-- Begin --

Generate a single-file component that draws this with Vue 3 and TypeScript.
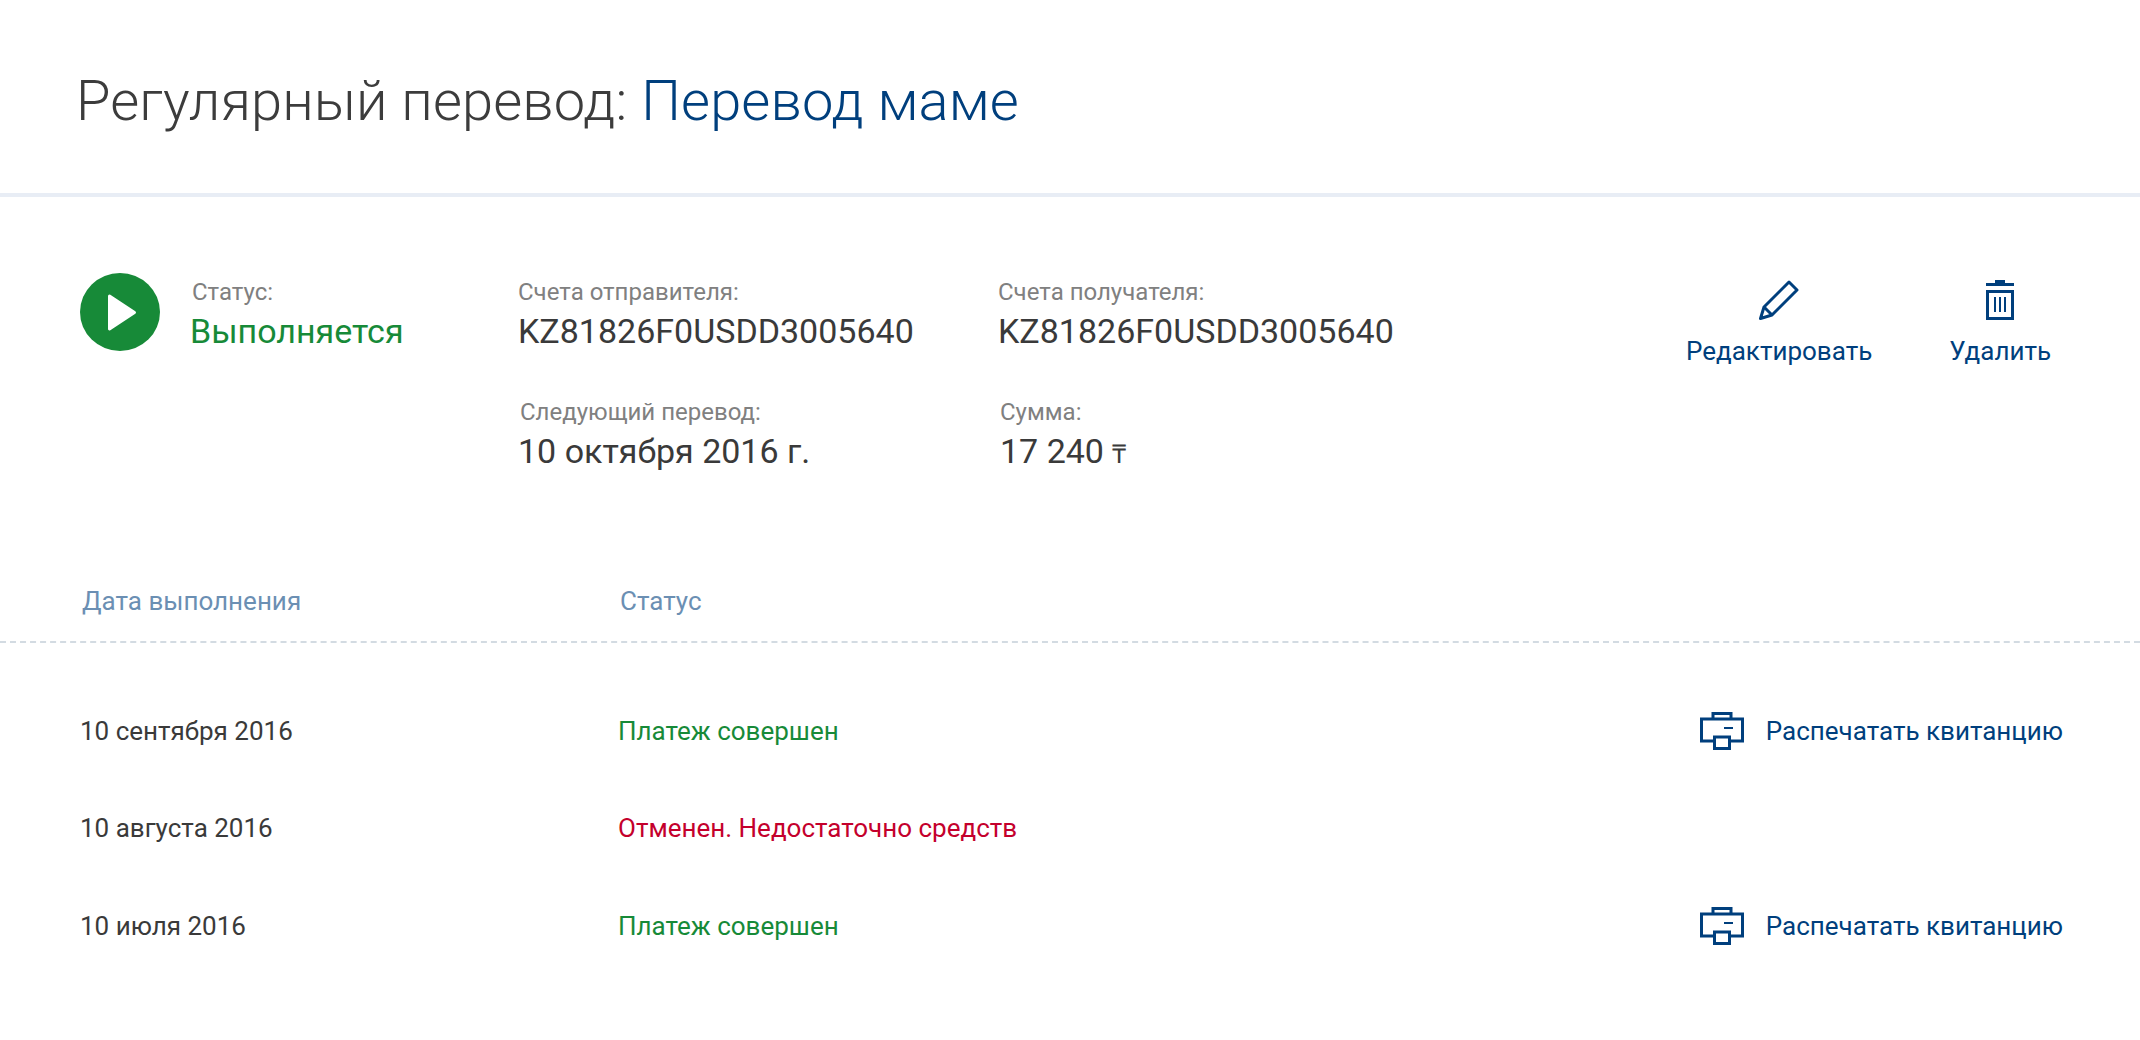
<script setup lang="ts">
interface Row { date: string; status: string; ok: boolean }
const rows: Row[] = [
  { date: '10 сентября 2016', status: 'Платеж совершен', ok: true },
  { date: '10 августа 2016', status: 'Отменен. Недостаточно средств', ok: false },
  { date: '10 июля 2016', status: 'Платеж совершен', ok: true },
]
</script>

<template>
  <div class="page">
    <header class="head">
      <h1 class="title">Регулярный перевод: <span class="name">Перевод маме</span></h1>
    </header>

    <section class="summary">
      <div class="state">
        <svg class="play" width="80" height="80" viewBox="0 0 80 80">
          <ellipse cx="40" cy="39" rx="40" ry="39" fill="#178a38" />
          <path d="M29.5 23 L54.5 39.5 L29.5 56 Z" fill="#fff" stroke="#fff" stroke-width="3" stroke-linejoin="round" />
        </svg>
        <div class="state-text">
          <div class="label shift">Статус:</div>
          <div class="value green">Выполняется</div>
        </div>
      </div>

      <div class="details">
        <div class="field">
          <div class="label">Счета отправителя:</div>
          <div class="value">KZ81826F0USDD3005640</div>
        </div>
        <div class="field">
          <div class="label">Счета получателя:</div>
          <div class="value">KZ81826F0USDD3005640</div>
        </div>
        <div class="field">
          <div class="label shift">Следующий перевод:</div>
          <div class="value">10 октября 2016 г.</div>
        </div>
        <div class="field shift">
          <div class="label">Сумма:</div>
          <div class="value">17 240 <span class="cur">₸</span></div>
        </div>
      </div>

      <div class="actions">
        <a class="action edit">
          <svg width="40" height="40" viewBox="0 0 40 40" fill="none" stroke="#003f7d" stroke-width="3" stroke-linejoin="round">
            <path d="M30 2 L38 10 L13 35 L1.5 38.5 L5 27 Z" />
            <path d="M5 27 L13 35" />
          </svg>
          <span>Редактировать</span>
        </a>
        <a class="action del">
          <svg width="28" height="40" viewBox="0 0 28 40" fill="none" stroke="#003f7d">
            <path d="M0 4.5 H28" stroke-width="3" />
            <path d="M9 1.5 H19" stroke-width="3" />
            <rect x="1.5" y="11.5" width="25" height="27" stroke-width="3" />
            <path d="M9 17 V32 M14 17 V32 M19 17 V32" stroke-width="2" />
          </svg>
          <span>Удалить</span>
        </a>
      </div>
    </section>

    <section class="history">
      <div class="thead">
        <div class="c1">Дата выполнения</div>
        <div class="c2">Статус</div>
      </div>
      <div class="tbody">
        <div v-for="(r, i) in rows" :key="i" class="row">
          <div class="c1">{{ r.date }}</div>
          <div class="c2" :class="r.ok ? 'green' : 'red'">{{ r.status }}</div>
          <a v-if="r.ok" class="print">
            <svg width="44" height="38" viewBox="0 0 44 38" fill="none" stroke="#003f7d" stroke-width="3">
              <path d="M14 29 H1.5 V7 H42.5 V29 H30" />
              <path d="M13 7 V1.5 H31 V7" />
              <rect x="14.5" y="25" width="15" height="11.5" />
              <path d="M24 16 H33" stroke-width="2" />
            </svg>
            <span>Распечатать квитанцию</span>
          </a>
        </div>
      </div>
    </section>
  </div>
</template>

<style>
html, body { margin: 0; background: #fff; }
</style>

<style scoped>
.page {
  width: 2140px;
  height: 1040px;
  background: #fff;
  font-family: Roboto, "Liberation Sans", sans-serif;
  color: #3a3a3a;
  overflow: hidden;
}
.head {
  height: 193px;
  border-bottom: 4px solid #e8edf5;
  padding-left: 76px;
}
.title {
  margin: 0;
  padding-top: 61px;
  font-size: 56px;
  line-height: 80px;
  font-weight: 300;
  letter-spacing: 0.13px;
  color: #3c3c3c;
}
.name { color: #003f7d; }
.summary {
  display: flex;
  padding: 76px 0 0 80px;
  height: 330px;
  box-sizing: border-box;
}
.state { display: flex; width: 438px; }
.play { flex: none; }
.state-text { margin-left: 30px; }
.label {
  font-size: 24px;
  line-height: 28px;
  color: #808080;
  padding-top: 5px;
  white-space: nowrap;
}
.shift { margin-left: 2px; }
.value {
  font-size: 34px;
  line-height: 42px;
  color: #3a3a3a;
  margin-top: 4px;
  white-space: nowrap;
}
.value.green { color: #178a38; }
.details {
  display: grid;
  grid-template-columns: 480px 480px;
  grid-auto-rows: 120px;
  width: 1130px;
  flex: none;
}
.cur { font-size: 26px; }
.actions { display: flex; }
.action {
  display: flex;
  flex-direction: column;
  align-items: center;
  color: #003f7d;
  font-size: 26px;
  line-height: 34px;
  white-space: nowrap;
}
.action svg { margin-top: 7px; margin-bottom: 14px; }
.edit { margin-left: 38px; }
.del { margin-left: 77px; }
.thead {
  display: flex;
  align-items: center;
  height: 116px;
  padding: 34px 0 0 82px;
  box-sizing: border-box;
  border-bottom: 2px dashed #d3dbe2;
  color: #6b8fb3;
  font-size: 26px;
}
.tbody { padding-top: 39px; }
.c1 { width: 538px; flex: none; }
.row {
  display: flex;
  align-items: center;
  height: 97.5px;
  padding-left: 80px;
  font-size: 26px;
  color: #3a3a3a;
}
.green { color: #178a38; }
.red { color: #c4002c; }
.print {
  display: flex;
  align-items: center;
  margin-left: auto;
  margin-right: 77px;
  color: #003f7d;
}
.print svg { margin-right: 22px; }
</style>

-- End --

* Written problem *
Print the full listing exactly, dropping the pictures.

* Correct result *
Generate a single-file component that draws this with Vue 3 and TypeScript.
<script setup lang="ts">
interface Row { date: string; status: string; ok: boolean }
const rows: Row[] = [
  { date: '10 сентября 2016', status: 'Платеж совершен', ok: true },
  { date: '10 августа 2016', status: 'Отменен. Недостаточно средств', ok: false },
  { date: '10 июля 2016', status: 'Платеж совершен', ok: true },
]
</script>

<template>
  <div class="page">
    <header class="head">
      <h1 class="title">Регулярный перевод: <span class="name">Перевод маме</span></h1>
    </header>

    <section class="summary">
      <div class="state">
        <svg class="play" width="80" height="80" viewBox="0 0 80 80">
          <ellipse cx="40" cy="39" rx="40" ry="39" fill="#178a38" />
          <path d="M29.5 23 L54.5 39.5 L29.5 56 Z" fill="#fff" stroke="#fff" stroke-width="3" stroke-linejoin="round" />
        </svg>
        <div class="state-text">
          <div class="label shift">Статус:</div>
          <div class="value green">Выполняется</div>
        </div>
      </div>

      <div class="details">
        <div class="field">
          <div class="label">Счета отправителя:</div>
          <div class="value">KZ81826F0USDD3005640</div>
        </div>
        <div class="field">
          <div class="label">Счета получателя:</div>
          <div class="value">KZ81826F0USDD3005640</div>
        </div>
        <div class="field">
          <div class="label shift">Следующий перевод:</div>
          <div class="value">10 октября 2016 г.</div>
        </div>
        <div class="field shift">
          <div class="label">Сумма:</div>
          <div class="value">17 240 <span class="cur">₸</span></div>
        </div>
      </div>

      <div class="actions">
        <a class="action edit">
          <svg width="40" height="40" viewBox="0 0 40 40" fill="none" stroke="#003f7d" stroke-width="3" stroke-linejoin="round">
            <path d="M30 2 L38 10 L13 35 L1.5 38.5 L5 27 Z" />
            <path d="M5 27 L13 35" />
          </svg>
          <span>Редактировать</span>
        </a>
        <a class="action del">
          <svg width="28" height="40" viewBox="0 0 28 40" fill="none" stroke="#003f7d">
            <path d="M0 4.5 H28" stroke-width="3" />
            <path d="M9 1.5 H19" stroke-width="3" />
            <rect x="1.5" y="11.5" width="25" height="27" stroke-width="3" />
            <path d="M9 17 V32 M14 17 V32 M19 17 V32" stroke-width="2" />
          </svg>
          <span>Удалить</span>
        </a>
      </div>
    </section>

    <section class="history">
      <div class="thead">
        <div class="c1">Дата выполнения</div>
        <div class="c2">Статус</div>
      </div>
      <div class="tbody">
        <div v-for="(r, i) in rows" :key="i" class="row">
          <div class="c1">{{ r.date }}</div>
          <div class="c2" :class="r.ok ? 'green' : 'red'">{{ r.status }}</div>
          <a v-if="r.ok" class="print">
            <svg width="44" height="38" viewBox="0 0 44 38" fill="none" stroke="#003f7d" stroke-width="3">
              <path d="M14 29 H1.5 V7 H42.5 V29 H30" />
              <path d="M13 7 V1.5 H31 V7" />
              <rect x="14.5" y="25" width="15" height="11.5" />
              <path d="M24 16 H33" stroke-width="2" />
            </svg>
            <span>Распечатать квитанцию</span>
          </a>
        </div>
      </div>
    </section>
  </div>
</template>

<style>
html, body { margin: 0; background: #fff; }
</style>

<style scoped>
.page {
  width: 2140px;
  height: 1040px;
  background: #fff;
  font-family: Roboto, "Liberation Sans", sans-serif;
  color: #3a3a3a;
  overflow: hidden;
}
.head {
  height: 193px;
  border-bottom: 4px solid #e8edf5;
  padding-left: 76px;
}
.title {
  margin: 0;
  padding-top: 61px;
  font-size: 56px;
  line-height: 80px;
  font-weight: 300;
  letter-spacing: 0.13px;
  color: #3c3c3c;
}
.name { color: #003f7d; }
.summary {
  display: flex;
  padding: 76px 0 0 80px;
  height: 330px;
  box-sizing: border-box;
}
.state { display: flex; width: 438px; }
.play { flex: none; }
.state-text { margin-left: 30px; }
.label {
  font-size: 24px;
  line-height: 28px;
  color: #808080;
  padding-top: 5px;
  white-space: nowrap;
}
.shift { margin-left: 2px; }
.value {
  font-size: 34px;
  line-height: 42px;
  color: #3a3a3a;
  margin-top: 4px;
  white-space: nowrap;
}
.value.green { color: #178a38; }
.details {
  display: grid;
  grid-template-columns: 480px 480px;
  grid-auto-rows: 120px;
  width: 1130px;
  flex: none;
}
.cur { font-size: 26px; }
.actions { display: flex; }
.action {
  display: flex;
  flex-direction: column;
  align-items: center;
  color: #003f7d;
  font-size: 26px;
  line-height: 34px;
  white-space: nowrap;
}
.action svg { margin-top: 7px; margin-bottom: 14px; }
.edit { margin-left: 38px; }
.del { margin-left: 77px; }
.thead {
  display: flex;
  align-items: center;
  height: 116px;
  padding: 34px 0 0 82px;
  box-sizing: border-box;
  border-bottom: 2px dashed #d3dbe2;
  color: #6b8fb3;
  font-size: 26px;
}
.tbody { padding-top: 39px; }
.c1 { width: 538px; flex: none; }
.row {
  display: flex;
  align-items: center;
  height: 97.5px;
  padding-left: 80px;
  font-size: 26px;
  color: #3a3a3a;
}
.green { color: #178a38; }
.red { color: #c4002c; }
.print {
  display: flex;
  align-items: center;
  margin-left: auto;
  margin-right: 77px;
  color: #003f7d;
}
.print svg { margin-right: 22px; }
</style>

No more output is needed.